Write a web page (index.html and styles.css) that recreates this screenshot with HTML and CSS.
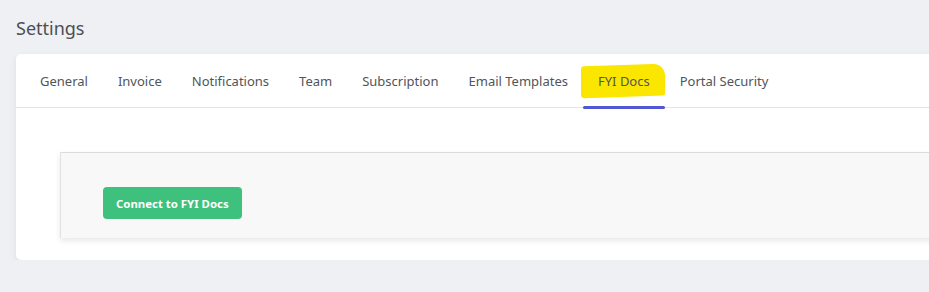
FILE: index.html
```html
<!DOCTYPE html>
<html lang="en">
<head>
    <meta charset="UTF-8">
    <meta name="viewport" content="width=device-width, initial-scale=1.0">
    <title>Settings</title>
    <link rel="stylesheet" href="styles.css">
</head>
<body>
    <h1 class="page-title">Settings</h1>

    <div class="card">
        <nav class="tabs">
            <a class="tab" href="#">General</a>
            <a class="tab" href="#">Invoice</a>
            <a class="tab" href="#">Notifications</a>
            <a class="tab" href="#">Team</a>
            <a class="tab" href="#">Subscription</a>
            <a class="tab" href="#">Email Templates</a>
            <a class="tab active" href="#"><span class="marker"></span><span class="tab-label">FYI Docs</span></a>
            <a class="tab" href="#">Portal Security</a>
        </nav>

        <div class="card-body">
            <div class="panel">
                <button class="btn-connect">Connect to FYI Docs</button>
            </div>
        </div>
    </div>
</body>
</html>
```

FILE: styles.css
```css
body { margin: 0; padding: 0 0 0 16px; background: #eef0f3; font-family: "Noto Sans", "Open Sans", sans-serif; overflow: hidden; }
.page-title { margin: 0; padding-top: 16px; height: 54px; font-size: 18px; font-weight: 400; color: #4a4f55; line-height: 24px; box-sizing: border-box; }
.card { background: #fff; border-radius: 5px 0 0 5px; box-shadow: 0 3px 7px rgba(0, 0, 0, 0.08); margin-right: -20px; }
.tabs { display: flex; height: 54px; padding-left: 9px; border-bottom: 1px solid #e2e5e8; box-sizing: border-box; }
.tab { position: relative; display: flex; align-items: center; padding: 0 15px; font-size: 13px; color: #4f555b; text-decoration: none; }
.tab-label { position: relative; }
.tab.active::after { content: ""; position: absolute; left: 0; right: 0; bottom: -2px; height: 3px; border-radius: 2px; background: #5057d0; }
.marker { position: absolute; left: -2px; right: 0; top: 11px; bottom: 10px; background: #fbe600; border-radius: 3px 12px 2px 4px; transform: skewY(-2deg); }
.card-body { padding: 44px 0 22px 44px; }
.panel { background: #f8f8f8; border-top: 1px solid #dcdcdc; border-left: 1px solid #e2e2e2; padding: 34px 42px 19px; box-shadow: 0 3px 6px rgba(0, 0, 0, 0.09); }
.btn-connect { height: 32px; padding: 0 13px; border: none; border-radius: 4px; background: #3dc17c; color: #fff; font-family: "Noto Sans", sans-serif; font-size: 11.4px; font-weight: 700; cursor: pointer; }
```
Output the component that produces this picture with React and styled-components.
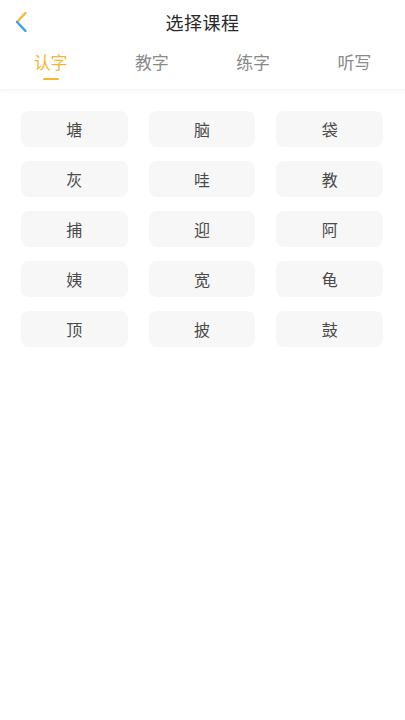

Direction:
Using the entries above, return each line in which the word "that" occurs.

Response to this exercise:
Write a web page (index.html and styles.css) that recreates this screenshot with HTML and CSS.
Output the component that produces this picture with React and styled-components.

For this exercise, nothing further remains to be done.